By that point, my business focused on conferences and gatherings. I watched the introduction of the Apple Macintosh computer at the first TED that I created in 1984, and Java, which was called Oak before it was renamed by James Gosling. I even saw the first Google demonstration in 1999 at the “Geeks and Geezers” TED event (where all attendees were over 70 or under 30 years old). Despite these advances in technology, the realization of my waking dream remained a demonstration from years ago. Macintosh made computers understandable, both graphically and in terms of scale, but did not necessarily make information, understanding, or learning easily accessible. Java revolutionized code for programmers and laid the groundwork for future advances, and Google mastered the technical art of the search—but in order to search, you still need to know what you want to find.

The Internet now includes social databases and tools, vast open collections of the worlds of knowledge, tools for education, conversation, and gestural or intuitive means of navigating virtual spaces.
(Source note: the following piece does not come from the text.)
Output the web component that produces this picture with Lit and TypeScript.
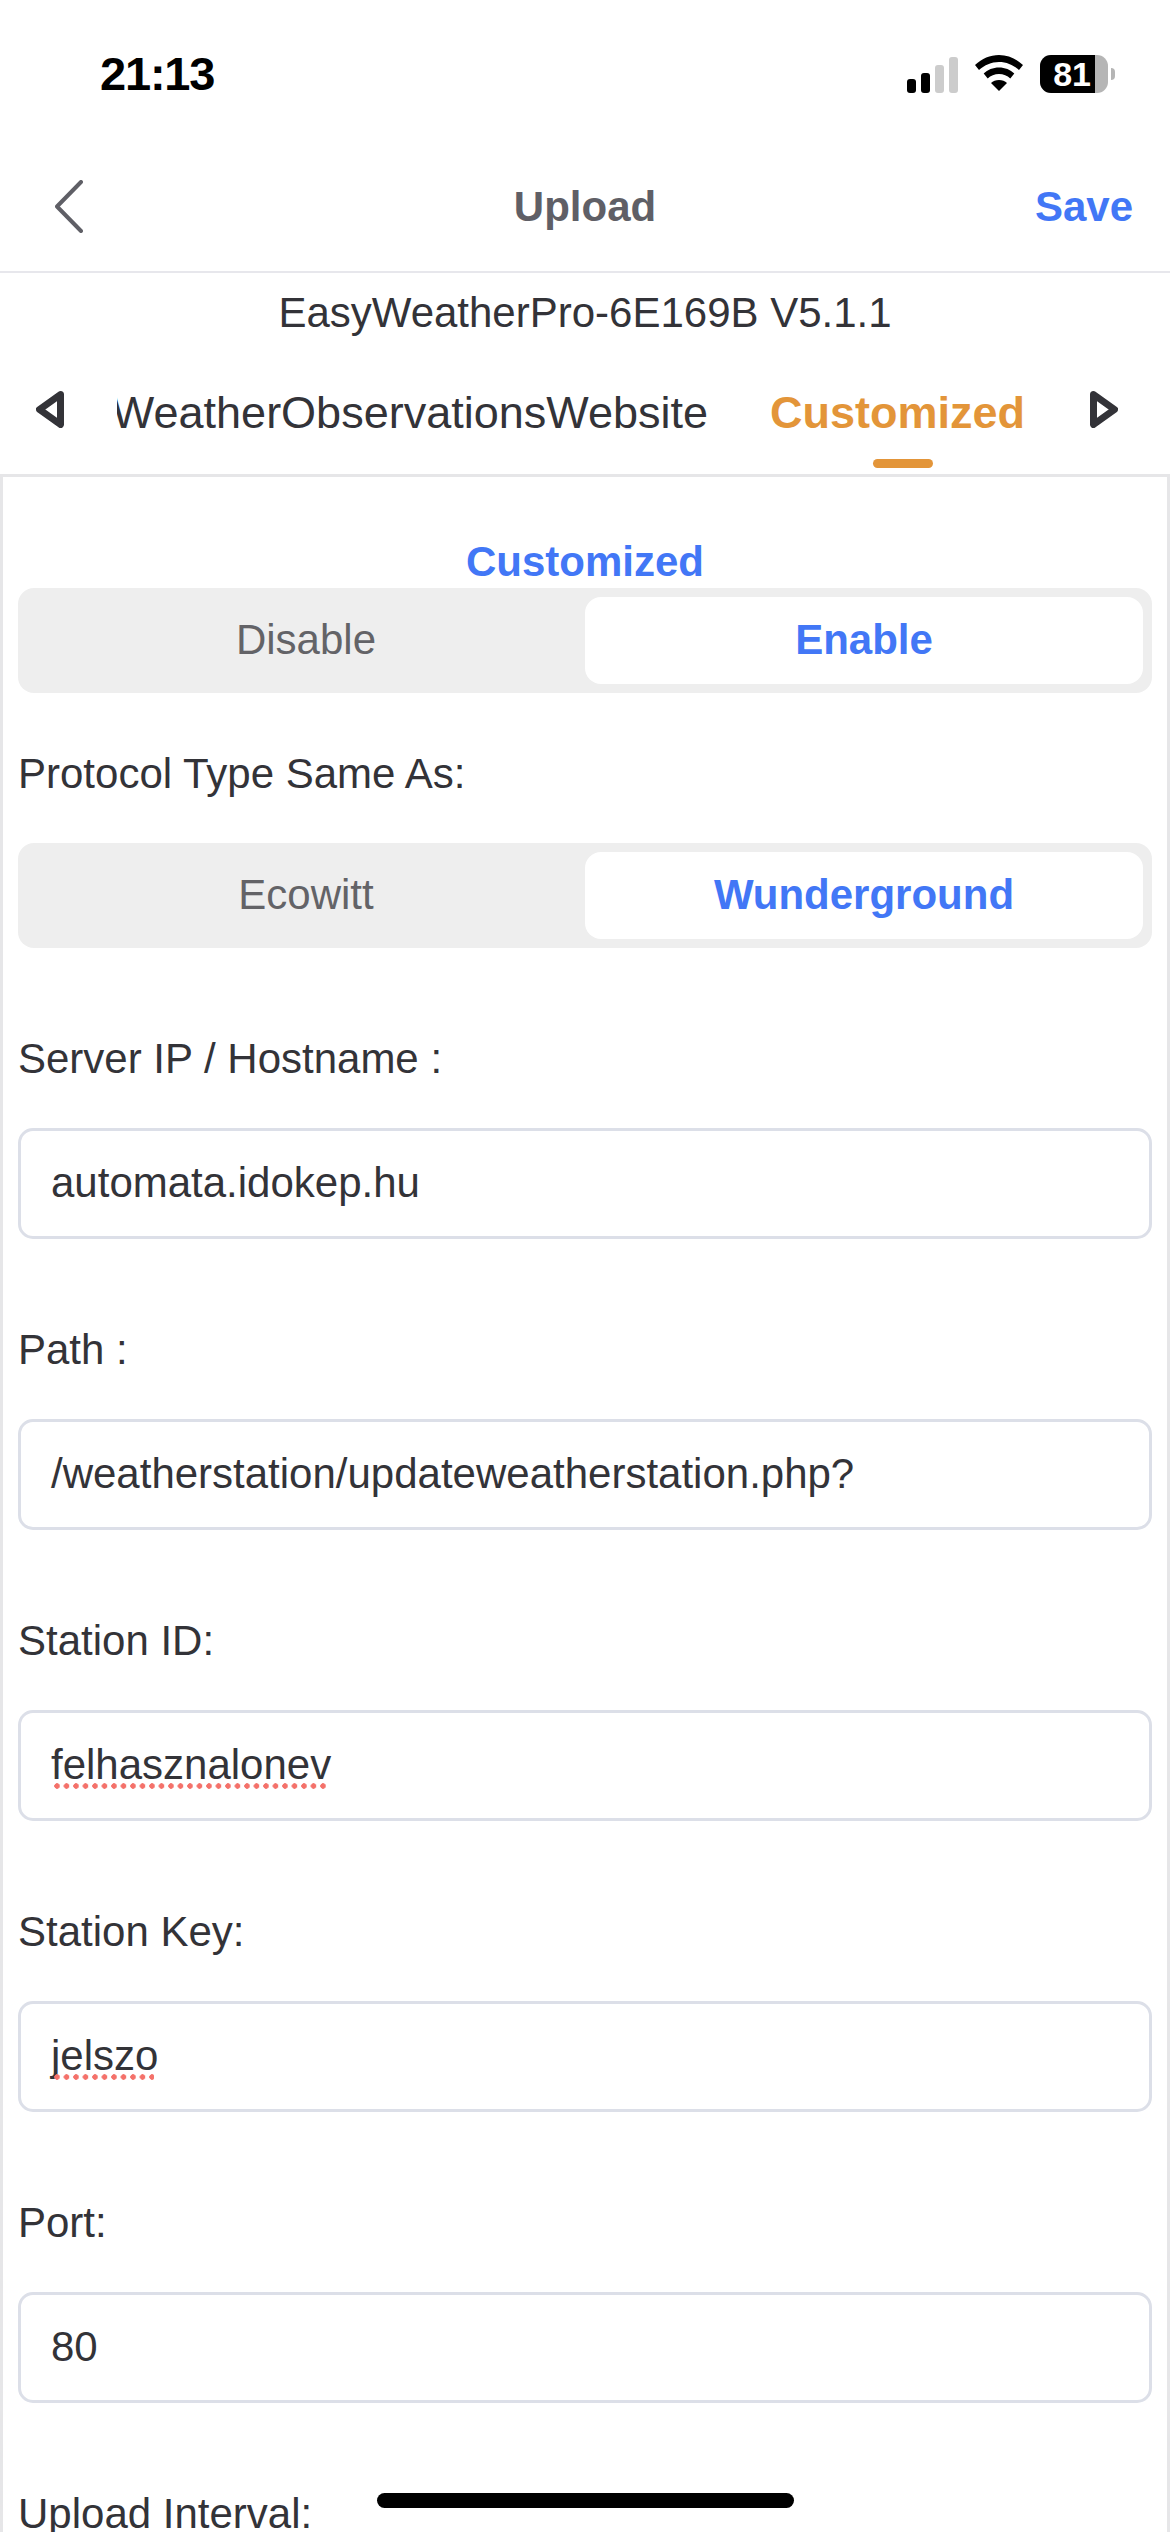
import { LitElement, html, css } from "lit";
import { customElement } from "lit/decorators.js";

@customElement("app-root")
export class AppRoot extends LitElement {
  static styles = css`
    :host {
      display: block;
      position: relative;
      width: 1170px;
      height: 2532px;
      overflow: hidden;
      background: #fff;
      color: #333338;
      font-family: "Liberation Sans", Arial, sans-serif;
      font-size: 42px;
    }
    .status {
      height: 142px;
      display: flex;
      align-items: flex-start;
      box-sizing: border-box;
      padding: 55px 55px 0 100px;
    }
    .time {
      font-weight: 700;
      font-size: 47px;
      line-height: 38px;
      letter-spacing: -1.2px;
      color: #000;
      flex: 1;
    }
    .status-icons {
      display: flex;
      align-items: flex-start;
    }
    .status-icons svg {
      display: block;
    }
    .signal {
      margin-top: 2px;
    }
    .wifi {
      margin: 0 17px;
    }
    .battery {
      width: 68px;
      height: 38px;
      border-radius: 11px;
      overflow: hidden;
      background: #b5b5b5;
    }
    .battery-fill {
      width: 55px;
      height: 38px;
      background: #000;
      color: #fff;
      font-weight: 700;
      font-size: 34px;
      line-height: 38px;
      text-align: right;
      box-sizing: border-box;
      padding-right: 4px;
    }
    .battery-tail {
      width: 4px;
      height: 12px;
      margin: 13px 0 0 3px;
      background: #b5b5b5;
      border-radius: 0 6px 6px 0;
    }
    .nav {
      height: 129px;
      border-bottom: 2px solid #e7e7ec;
      display: grid;
      grid-template-columns: 1fr auto 1fr;
      align-items: center;
      padding: 0 37px;
    }
    .nav svg {
      display: block;
      margin-left: 18px;
    }
    .nav-title {
      font-weight: 700;
      color: #5f5f66;
    }
    .nav-save {
      font-weight: 700;
      color: #4277f6;
      justify-self: end;
    }
    .device {
      padding-top: 10px;
      line-height: 60px;
      text-align: center;
    }
    .tabs {
      height: 131px;
      box-sizing: border-box;
      display: flex;
      align-items: flex-start;
      padding: 40px 52px 0 36px;
      gap: 50px;
      font-size: 45px;
      line-height: 60px;
    }
    .tabs > svg {
      display: block;
      margin-top: 8px;
      flex: none;
    }
    .tab-strip {
      flex: 1;
      min-width: 0;
      margin-left: 3px;
      display: flex;
      justify-content: flex-end;
      gap: 62px;
      overflow: hidden;
      padding-right: 15px;
    }
    .tab {
      flex: none;
      white-space: nowrap;
    }
    .tab.active {
      font-weight: 700;
      color: #e39539;
      display: flex;
      flex-direction: column;
      align-items: center;
    }
    .tab-mark {
      width: 60px;
      height: 9px;
      margin: 16px 0 0 12px;
      border-radius: 5px;
      background: #e39539;
    }
    .panel {
      border: 3px solid #e6e6e8;
      border-bottom: none;
      padding: 0 15px;
      height: 2058px;
      box-sizing: border-box;
    }
    .panel-title {
      padding-top: 61px;
      margin-bottom: 2px;
      line-height: 48px;
      text-align: center;
      font-weight: 700;
      color: #4277f6;
    }
    .seg {
      height: 105px;
      box-sizing: border-box;
      padding: 9px;
      border-radius: 16px;
      background: #eeeeee;
      display: grid;
      grid-template-columns: 1fr 558px;
    }
    .seg div {
      line-height: 85px;
      text-align: center;
      color: #636367;
    }
    .seg div.on {
      background: #fff;
      border-radius: 16px;
      font-weight: 700;
      color: #4277f6;
    }
    .label {
      line-height: 48px;
      margin-top: 87px;
      margin-bottom: 45px;
    }
    .label.first {
      margin-top: 57px;
    }
    .input {
      height: 111px;
      box-sizing: border-box;
      border: 3px solid #dcdfe8;
      border-radius: 15px;
      padding-left: 30px;
      line-height: 103px;
    }
    .spell {
      position: relative;
      display: inline-block;
    }
    .spell::after {
      content: "";
      position: absolute;
      left: 3px;
      right: 4px;
      top: 70px;
      height: 6px;
      background: radial-gradient(circle at 3px 3px, #f4716a 2.5px, transparent 3px) 0 0 / 9.5px 6px repeat-x;
    }
    .home {
      position: absolute;
      left: 377px;
      top: 2493px;
      width: 417px;
      height: 15px;
      border-radius: 8px;
      background: #000;
    }
  `;

  private field(label: string, value: string, spell = false) {
    return html`
      <div class="label">${label}</div>
      <div class="input">${spell ? html`<span class="spell">${value}</span>` : value}</div>
    `;
  }

  render() {
    return html`
      <div class="status">
        <div class="time">21:13</div>
        <div class="status-icons">
          <svg class="signal" width="51" height="36" viewBox="0 0 51 36">
            <rect x="0" y="22" width="9" height="14" rx="3" fill="#000"></rect>
            <rect x="14" y="16" width="9" height="20" rx="3" fill="#000"></rect>
            <rect x="28" y="8" width="9" height="28" rx="3" fill="#ccc"></rect>
            <rect x="42" y="0" width="9" height="36" rx="3" fill="#ccc"></rect>
          </svg>
          <svg class="wifi" width="48" height="36" viewBox="0 0 48 36">
            <path d="M24 0C15 0 7 3.500 0 10l4 5c5.600-5 12.300-8 20-8s14.400 3 20 8l4-5C41 3.500 33 0 24 0z" fill="#000"></path>
            <path d="M24 12.500c-6 0-11.400 2.300-15.300 6l4 5c3-2.800 6.900-4.500 11.300-4.500s8.300 1.700 11.300 4.500l4-5c-3.900-3.700-9.300-6-15.300-6z" fill="#000"></path>
            <path d="M24 25c-3.200 0-6 1.100-8 3l8 8 8-8c-2-1.900-4.800-3-8-3z" fill="#000"></path>
          </svg>
          <div class="battery"><div class="battery-fill">81</div></div>
          <div class="battery-tail"></div>
        </div>
      </div>

      <div class="nav">
        <svg width="28" height="53" viewBox="0 0 28 53">
          <path d="M26 2L2 26.500L26 51" fill="none" stroke="#5f5f66" stroke-width="4" stroke-linecap="round" stroke-linejoin="round"></path>
        </svg>
        <div class="nav-title">Upload</div>
        <div class="nav-save">Save</div>
      </div>

      <div class="device">EasyWeatherPro-6E169B V5.1.1</div>

      <div class="tabs">
        <svg width="28" height="37" viewBox="0 0 28 37">
          <path d="M24.500 3.500L3.500 18.500L24.500 33.500Z" fill="none" stroke="#333338" stroke-width="7" stroke-linejoin="round"></path>
        </svg>
        <div class="tab-strip">
          <div class="tab">WeatherObservationsWebsite</div>
          <div class="tab active">Customized<div class="tab-mark"></div></div>
        </div>
        <svg width="28" height="37" viewBox="0 0 28 37">
          <path d="M3.500 3.500L24.500 18.500L3.500 33.500Z" fill="none" stroke="#333338" stroke-width="7" stroke-linejoin="round"></path>
        </svg>
      </div>

      <div class="panel">
        <div class="panel-title">Customized</div>
        <div class="seg">
          <div>Disable</div>
          <div class="on">Enable</div>
        </div>
        <div class="label first">Protocol Type Same As:</div>
        <div class="seg">
          <div>Ecowitt</div>
          <div class="on">Wunderground</div>
        </div>
        ${this.field("Server IP / Hostname :", "automata.idokep.hu")}
        ${this.field("Path :", "/weatherstation/updateweatherstation.php?")}
        ${this.field("Station ID:", "felhasznalonev", true)}
        ${this.field("Station Key:", "jelszo", true)}
        ${this.field("Port:", "80")}
        <div class="label">Upload Interval:</div>
      </div>

      <div class="home"></div>
    `;
  }
}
The convergence of all of these things allows me to describe my waking dream as part of the WWW Conference (www.thewwwconference.com), in the form of an app that can metaphorically aid in understanding:

The accompanying app will engender a new modality, perhaps equal to the pivotal changes that have emerged in how we interact with information and each other. It will not merely archive presentations, as is currently the practice, but will offer a unique way to navigate, learn, and understand information based on one's own personal journey and vast online resources. Wikipedia integration, bibliographic references, social media connections, and a flood of illustrative and cartographic images will allow for expansion and sharing of ideas as offered by the WWW Conference. It will present information in a way that has not yet been achieved. It will be the equivalent of a computer that can nod, nod with understanding.

In this description, I have tried to articulate how the navigation of information should be effortless, enjoyable, and personally rewarding—how the power and purpose of information is to inform, just as a quest is part of a question. Long ago, academics declared that “experience” is paramount, and I once described performance as a new language of design. In this vision, performance and experience are one and the same—both are words for ideas that illustrate the quest of a question and the complexity of information in a way that imparts not only a personal curiosity but also the performance of information.

In retrospect, I would call myself an understanding architect instead of an information architect.

Understanding is power.

Described by Fortune magazine as an “intellectual hedonist” with a “hummingbird mind,” RICHARD SAUL WURMAN is an architect, author of over 80 books and founder of the TED, TEDMED conferences. His latest project, the WWW Conference, will gather some of the world's greatest minds to talk about the complexity of patterns and convergences affecting our health and that of our planet.